I was crying yesterday after the recounting of the tale of the survival of my friend H’s great great grandmother. H is Anglo-Indian, born in Kolkata and left India in 1957 just like my mother.
H’s great great grandmother had children so young that she was still alive to recount to H’s mother what had happened to her as a young child during the Indian Mutiny. And H’s mother related the tale to H.
It brought back to me the events of the Rwandan genocide. Another friend HY taught out in Rwanda when we were in Ethiopia. ‘Eight of my family have been killed’, children would say to her, ‘Have you had a genocide in England?’ HY would add to me that she got her water from the lake where bodies were dumped in the genocide. ‘At least I got to boil and filter it first,’ she would say, wryly, ‘Unlike the students.’
But back to H’s great great grandmother..
Indian fighters came in and killed her mother (who was sixth months pregnant), her father (who they hung up by his beard and threw spears at) and decapitated her two year old sister. The family were Jewish, but foreigners tended to be lumped together with the British. ‘But they weren’t all British by any means,’ qualified H.

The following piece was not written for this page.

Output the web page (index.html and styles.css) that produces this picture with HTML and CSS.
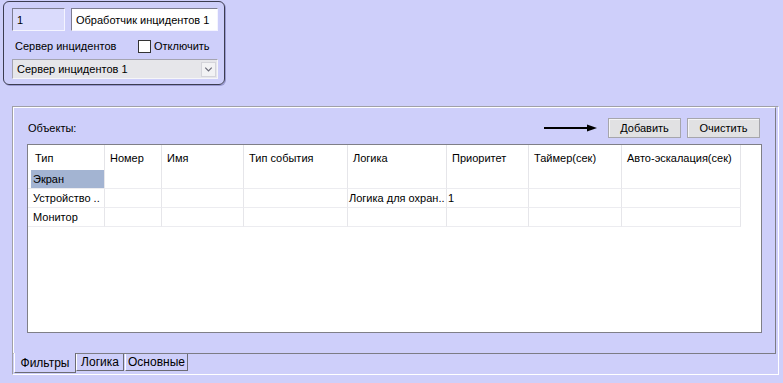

The dhobi, obviously aware that something was about to happen, had managed to hide H’s great great grandmother in the washing. The fighters came in and demanded to know if they were harbouring a European/foreign child.
‘Look for yourself,’ the dhobi replied.
The fighters put their spears through the washing. H’s great great grandmother had a scare on one of her arms where the spear scraped her. But they didn’t find her. The moment of bravery had paid off. That split second where looking just that bit furtive might have given it all away.
She was then taken to a Anglican orphanage and at the age of 13 married to a merchant of 39, who was good to her. But she ever mourned the loss of her Jewishness as she was brought up Anglican.